Code that builds pages:
++++++++++++++++++++
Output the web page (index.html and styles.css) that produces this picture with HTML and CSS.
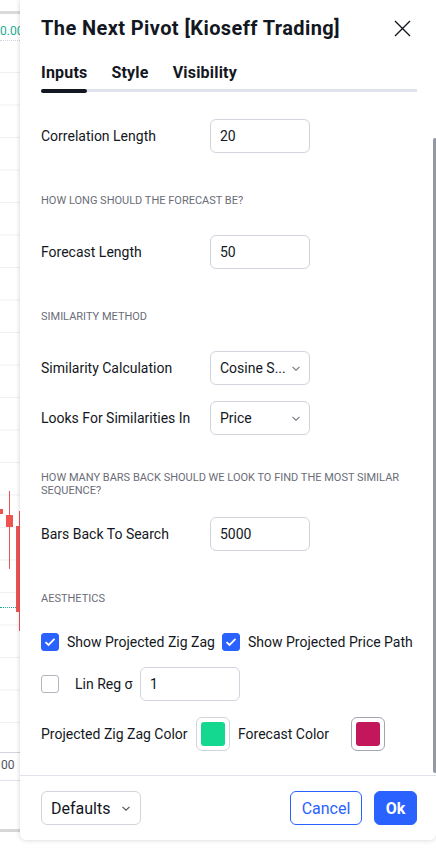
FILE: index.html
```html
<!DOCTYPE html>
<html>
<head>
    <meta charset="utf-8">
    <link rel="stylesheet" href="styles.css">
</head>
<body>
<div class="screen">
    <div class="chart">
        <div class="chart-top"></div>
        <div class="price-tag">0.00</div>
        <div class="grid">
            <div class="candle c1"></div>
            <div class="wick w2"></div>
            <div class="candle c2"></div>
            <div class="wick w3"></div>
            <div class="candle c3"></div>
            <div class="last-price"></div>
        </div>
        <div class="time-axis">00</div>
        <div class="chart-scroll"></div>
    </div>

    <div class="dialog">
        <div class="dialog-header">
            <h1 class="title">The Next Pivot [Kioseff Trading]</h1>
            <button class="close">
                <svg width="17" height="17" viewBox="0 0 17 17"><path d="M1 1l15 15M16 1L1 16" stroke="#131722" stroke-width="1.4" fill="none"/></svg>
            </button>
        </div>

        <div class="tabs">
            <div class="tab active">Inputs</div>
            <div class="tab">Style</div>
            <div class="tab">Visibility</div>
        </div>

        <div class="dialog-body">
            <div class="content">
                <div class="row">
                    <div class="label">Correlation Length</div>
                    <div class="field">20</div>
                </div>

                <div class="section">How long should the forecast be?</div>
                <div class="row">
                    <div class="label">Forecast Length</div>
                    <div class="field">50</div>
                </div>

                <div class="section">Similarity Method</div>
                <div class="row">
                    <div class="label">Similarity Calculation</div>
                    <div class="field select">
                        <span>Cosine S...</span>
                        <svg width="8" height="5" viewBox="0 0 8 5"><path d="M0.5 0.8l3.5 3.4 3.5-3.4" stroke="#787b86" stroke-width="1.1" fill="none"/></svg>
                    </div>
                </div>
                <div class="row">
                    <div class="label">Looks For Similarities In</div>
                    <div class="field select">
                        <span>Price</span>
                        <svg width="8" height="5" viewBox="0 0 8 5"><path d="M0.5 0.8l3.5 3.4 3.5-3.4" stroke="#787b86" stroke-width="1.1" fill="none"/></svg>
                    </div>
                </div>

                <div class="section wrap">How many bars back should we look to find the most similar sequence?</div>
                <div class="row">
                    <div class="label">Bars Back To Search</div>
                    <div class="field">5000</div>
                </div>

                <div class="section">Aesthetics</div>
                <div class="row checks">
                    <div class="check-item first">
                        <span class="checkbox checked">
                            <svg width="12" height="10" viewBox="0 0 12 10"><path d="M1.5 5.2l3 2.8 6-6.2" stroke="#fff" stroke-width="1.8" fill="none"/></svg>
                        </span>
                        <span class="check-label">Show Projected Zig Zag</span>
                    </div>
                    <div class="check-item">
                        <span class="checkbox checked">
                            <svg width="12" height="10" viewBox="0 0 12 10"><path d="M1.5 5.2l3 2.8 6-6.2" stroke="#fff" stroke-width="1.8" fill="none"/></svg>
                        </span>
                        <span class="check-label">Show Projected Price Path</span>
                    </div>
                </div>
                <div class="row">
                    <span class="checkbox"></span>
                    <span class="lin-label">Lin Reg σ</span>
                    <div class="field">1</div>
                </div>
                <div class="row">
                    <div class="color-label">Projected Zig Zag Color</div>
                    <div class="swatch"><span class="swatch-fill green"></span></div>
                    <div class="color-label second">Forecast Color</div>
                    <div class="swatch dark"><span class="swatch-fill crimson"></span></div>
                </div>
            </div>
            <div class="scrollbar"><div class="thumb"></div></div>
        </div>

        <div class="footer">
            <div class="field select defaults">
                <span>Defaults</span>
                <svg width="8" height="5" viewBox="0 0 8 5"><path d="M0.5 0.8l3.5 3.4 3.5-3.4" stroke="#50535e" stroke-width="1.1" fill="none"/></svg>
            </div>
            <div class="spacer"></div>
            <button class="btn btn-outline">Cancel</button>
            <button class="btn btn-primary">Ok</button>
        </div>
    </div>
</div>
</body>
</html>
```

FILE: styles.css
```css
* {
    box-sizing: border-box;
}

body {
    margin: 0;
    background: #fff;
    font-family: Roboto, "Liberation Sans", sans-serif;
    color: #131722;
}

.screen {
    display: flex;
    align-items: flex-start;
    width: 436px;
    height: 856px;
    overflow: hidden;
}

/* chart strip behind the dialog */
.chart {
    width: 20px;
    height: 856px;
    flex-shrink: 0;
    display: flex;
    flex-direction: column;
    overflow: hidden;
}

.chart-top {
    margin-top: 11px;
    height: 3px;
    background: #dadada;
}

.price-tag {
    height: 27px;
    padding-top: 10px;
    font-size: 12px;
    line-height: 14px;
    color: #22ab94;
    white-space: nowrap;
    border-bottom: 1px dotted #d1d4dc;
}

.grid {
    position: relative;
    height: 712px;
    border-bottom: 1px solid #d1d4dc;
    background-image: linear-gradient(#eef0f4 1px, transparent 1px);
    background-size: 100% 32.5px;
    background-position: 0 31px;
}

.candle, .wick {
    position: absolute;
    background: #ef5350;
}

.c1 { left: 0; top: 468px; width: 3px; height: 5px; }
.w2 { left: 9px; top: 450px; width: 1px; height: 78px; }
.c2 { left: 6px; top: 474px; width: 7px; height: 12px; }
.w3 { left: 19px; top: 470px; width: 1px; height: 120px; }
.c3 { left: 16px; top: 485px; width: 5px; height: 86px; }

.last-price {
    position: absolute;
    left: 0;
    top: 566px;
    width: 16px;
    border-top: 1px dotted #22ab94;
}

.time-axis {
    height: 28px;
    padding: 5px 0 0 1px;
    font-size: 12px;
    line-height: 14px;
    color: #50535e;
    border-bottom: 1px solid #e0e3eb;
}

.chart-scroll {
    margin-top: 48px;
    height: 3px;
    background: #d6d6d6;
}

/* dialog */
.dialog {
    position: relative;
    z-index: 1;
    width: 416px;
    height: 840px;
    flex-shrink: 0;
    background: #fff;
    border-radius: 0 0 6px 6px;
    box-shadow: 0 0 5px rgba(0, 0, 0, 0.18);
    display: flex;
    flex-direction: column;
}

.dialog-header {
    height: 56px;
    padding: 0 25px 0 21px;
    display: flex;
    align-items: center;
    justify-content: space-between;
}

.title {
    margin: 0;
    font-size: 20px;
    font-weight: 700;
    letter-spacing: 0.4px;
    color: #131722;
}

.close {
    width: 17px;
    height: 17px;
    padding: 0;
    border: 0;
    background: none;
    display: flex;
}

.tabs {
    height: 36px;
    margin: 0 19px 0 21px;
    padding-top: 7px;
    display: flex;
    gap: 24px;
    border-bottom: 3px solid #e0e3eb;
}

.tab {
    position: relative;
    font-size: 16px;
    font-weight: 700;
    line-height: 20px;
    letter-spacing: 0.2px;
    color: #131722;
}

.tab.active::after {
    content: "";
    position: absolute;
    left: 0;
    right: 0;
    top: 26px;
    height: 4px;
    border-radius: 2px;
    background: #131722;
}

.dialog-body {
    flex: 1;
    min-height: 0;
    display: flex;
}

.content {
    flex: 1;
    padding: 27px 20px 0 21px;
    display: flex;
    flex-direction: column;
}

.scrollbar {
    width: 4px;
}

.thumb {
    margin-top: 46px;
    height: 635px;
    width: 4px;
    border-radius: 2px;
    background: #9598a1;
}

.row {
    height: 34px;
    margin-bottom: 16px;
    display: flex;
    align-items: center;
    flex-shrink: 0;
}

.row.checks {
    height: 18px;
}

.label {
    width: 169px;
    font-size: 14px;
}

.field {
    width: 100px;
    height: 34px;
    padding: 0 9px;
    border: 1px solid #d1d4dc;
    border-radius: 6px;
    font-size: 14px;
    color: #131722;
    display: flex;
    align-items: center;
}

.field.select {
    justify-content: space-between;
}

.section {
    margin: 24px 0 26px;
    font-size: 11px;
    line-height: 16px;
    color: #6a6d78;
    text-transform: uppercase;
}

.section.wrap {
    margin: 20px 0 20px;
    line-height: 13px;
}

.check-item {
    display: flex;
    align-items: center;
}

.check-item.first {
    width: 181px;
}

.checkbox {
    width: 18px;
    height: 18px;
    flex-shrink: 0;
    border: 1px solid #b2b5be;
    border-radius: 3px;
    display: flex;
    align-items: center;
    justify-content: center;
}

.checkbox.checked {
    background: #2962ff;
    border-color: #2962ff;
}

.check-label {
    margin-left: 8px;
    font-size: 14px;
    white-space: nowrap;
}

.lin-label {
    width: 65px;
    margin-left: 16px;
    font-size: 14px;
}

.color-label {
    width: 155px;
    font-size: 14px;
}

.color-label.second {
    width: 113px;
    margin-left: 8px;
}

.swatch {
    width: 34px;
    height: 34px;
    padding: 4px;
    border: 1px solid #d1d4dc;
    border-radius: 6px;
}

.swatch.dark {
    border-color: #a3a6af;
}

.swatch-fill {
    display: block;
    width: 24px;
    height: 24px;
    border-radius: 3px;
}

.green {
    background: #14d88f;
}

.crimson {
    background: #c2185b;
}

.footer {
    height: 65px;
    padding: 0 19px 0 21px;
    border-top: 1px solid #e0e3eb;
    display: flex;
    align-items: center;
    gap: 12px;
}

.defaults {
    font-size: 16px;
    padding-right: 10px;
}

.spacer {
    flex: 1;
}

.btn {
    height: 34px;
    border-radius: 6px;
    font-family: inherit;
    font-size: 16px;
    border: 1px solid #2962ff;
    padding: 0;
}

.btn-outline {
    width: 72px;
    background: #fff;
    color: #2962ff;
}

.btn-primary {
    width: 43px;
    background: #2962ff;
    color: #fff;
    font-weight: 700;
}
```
++++++++++++++++++++
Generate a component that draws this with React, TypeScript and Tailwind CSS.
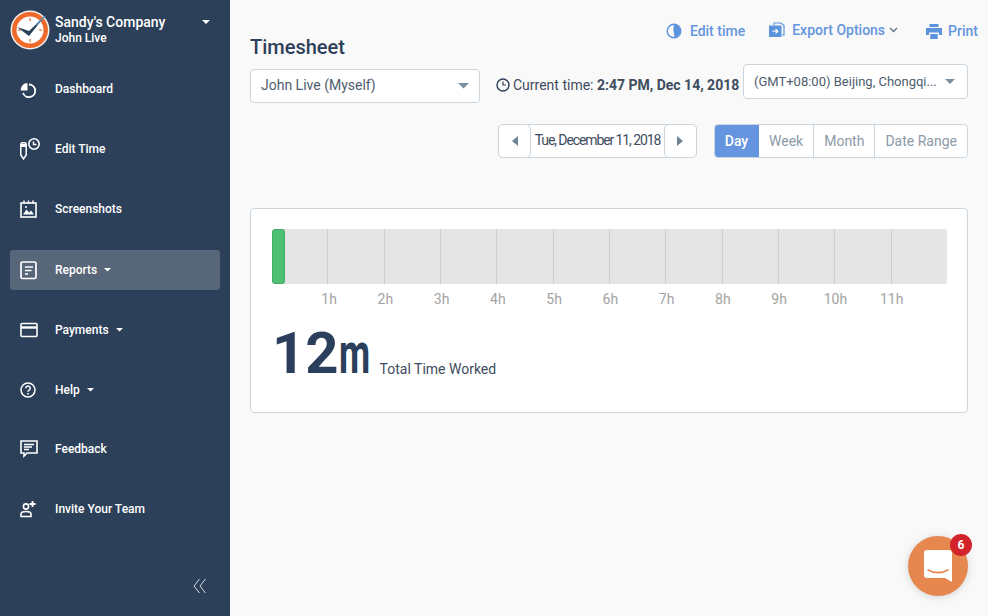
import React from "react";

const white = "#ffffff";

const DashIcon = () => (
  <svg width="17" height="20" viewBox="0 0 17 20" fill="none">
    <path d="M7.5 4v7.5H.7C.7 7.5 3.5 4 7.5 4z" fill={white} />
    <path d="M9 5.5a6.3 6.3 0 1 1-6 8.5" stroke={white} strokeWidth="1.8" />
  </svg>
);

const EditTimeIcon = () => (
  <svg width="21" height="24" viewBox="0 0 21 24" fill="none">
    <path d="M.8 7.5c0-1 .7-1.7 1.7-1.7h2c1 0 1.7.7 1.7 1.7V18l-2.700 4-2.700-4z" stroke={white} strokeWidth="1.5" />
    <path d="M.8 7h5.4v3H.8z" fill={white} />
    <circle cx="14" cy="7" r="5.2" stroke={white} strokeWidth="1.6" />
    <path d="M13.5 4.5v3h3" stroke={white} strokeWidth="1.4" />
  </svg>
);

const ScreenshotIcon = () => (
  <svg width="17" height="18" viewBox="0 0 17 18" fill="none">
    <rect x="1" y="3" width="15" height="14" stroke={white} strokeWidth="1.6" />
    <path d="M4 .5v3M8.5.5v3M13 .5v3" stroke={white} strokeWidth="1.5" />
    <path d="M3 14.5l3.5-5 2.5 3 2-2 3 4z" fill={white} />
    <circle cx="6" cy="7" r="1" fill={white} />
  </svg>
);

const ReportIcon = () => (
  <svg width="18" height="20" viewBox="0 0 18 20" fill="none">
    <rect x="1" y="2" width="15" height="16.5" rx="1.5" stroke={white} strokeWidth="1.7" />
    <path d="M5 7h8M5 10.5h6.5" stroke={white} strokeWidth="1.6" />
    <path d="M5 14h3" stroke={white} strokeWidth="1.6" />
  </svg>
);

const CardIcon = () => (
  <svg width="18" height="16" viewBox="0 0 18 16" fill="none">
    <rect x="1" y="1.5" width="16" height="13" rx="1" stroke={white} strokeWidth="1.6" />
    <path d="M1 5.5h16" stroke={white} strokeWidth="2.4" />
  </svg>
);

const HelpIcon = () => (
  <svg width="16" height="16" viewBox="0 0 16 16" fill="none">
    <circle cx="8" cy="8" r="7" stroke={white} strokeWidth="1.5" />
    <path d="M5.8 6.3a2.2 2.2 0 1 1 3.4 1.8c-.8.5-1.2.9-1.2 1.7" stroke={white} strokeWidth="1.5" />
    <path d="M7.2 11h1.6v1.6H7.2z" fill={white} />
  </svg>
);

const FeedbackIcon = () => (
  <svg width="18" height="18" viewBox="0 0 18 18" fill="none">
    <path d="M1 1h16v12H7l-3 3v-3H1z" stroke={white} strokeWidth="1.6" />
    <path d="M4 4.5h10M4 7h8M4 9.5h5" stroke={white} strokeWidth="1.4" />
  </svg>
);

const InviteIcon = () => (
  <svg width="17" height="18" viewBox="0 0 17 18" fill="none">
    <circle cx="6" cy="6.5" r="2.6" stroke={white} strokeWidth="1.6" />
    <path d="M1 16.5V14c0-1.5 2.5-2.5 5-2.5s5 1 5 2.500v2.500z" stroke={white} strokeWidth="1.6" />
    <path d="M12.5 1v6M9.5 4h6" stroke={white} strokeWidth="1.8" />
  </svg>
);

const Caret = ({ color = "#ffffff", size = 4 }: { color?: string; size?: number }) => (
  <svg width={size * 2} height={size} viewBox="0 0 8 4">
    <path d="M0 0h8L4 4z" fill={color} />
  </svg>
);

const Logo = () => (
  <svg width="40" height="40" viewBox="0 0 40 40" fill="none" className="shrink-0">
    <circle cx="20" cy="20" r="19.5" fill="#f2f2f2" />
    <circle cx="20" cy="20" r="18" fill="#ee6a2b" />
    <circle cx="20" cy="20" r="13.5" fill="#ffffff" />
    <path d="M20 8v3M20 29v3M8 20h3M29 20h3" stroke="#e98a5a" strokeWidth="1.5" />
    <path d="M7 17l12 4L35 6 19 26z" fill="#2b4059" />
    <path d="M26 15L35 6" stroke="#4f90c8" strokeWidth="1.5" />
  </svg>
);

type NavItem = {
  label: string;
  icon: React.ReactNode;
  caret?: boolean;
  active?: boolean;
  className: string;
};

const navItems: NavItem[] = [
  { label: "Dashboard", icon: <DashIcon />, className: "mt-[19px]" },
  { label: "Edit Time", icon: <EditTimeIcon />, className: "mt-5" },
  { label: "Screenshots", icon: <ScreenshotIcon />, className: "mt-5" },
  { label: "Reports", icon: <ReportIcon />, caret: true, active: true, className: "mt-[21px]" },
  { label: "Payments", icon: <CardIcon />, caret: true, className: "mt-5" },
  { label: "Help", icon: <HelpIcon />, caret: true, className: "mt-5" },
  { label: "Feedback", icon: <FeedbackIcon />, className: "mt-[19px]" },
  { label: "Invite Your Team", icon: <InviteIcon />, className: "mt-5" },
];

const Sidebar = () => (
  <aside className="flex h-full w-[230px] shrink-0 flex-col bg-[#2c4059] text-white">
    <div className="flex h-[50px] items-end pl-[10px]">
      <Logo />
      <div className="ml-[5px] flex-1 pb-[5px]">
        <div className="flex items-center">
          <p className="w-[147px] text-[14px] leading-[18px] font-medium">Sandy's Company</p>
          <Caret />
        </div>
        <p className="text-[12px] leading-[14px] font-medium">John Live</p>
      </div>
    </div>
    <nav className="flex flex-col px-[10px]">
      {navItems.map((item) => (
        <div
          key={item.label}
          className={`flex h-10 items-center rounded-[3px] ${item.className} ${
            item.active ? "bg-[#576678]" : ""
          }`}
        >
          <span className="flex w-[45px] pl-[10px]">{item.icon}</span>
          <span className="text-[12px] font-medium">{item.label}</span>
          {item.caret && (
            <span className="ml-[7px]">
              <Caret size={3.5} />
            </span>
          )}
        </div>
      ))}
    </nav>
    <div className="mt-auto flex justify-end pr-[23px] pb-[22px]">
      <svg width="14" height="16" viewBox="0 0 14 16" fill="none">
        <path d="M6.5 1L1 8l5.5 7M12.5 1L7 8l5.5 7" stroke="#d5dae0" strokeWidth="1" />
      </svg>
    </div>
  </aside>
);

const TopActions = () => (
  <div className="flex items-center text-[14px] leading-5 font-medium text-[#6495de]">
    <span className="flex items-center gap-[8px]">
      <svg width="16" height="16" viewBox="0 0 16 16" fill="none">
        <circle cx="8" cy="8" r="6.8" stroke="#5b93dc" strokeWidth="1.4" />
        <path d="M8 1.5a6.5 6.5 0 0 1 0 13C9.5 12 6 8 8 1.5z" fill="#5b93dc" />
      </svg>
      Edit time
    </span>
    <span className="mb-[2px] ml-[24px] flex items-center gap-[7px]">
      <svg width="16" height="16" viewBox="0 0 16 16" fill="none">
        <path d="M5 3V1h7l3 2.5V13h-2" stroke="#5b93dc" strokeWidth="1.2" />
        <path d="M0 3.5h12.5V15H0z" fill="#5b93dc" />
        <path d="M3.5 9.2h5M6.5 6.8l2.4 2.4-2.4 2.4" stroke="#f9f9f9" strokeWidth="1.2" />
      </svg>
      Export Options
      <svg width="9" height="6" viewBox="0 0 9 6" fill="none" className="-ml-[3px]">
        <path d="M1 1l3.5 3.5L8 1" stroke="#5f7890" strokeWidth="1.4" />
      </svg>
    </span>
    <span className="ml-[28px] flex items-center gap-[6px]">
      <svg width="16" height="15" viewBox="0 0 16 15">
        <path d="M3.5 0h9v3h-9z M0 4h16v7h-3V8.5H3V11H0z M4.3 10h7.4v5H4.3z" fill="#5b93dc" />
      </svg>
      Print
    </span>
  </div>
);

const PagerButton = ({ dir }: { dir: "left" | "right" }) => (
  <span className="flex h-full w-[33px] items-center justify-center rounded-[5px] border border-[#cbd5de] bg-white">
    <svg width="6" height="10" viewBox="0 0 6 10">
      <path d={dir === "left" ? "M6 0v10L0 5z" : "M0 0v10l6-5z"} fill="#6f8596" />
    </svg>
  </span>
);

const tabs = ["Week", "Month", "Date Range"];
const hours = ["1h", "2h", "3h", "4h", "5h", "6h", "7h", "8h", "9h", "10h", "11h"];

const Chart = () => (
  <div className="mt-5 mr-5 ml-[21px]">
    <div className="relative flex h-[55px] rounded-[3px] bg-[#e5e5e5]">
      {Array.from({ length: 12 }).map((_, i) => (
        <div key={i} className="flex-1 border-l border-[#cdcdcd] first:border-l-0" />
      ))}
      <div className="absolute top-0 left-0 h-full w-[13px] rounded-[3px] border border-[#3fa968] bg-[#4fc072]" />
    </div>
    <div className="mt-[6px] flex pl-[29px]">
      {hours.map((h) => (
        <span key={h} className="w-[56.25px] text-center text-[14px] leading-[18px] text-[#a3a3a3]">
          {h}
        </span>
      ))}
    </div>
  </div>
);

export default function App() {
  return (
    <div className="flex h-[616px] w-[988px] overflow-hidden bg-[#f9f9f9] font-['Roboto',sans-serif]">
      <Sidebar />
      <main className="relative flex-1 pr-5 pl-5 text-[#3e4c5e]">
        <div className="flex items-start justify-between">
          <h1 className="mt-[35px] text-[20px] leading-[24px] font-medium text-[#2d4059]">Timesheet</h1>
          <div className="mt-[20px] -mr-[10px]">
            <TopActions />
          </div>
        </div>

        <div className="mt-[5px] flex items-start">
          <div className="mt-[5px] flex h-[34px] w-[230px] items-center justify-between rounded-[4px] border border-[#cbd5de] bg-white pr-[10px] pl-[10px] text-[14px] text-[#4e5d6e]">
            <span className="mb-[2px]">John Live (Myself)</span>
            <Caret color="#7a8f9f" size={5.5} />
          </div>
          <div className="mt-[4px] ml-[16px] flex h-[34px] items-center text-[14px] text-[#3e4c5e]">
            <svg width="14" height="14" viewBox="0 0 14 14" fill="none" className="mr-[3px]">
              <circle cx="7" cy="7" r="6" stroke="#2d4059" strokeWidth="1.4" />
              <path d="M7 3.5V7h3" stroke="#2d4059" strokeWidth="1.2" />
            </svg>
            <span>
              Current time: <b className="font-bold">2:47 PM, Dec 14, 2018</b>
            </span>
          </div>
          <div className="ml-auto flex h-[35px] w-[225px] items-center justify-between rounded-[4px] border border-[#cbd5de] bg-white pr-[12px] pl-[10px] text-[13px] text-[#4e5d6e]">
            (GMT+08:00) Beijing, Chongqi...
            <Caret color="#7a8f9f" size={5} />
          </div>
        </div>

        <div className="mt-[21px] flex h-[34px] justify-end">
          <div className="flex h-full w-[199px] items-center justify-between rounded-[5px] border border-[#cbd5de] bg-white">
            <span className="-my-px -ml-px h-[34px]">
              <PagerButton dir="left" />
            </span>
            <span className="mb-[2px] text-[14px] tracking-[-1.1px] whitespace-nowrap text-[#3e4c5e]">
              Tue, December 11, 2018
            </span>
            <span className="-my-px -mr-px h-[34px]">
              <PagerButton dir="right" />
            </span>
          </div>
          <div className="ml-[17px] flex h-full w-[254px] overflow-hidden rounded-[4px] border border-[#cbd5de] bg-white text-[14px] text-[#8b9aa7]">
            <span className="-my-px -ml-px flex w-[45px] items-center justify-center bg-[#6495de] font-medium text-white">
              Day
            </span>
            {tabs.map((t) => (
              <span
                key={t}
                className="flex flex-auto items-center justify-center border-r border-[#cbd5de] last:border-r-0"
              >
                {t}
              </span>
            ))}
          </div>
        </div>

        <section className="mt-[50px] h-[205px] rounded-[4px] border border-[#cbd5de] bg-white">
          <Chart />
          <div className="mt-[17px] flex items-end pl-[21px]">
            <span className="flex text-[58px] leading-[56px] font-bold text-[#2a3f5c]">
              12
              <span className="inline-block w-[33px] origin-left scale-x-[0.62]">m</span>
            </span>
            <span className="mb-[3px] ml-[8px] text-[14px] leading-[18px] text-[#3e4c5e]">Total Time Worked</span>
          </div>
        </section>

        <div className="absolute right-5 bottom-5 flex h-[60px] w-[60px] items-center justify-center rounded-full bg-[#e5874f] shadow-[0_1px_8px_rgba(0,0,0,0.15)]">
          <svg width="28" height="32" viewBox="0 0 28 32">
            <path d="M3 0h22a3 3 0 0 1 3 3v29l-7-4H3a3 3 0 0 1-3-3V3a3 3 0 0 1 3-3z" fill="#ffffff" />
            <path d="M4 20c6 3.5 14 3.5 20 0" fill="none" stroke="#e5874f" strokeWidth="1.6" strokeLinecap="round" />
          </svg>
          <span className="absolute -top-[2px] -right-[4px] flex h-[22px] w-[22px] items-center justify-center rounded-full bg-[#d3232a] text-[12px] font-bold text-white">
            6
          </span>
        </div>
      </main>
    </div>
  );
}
++++++++++++++++++++
Stated exercise: Look through the material and copy each line that has "this".

Correct answer:
Output the web page (index.html and styles.css) that produces this picture with HTML and CSS.
Generate a component that draws this with React, TypeScript and Tailwind CSS.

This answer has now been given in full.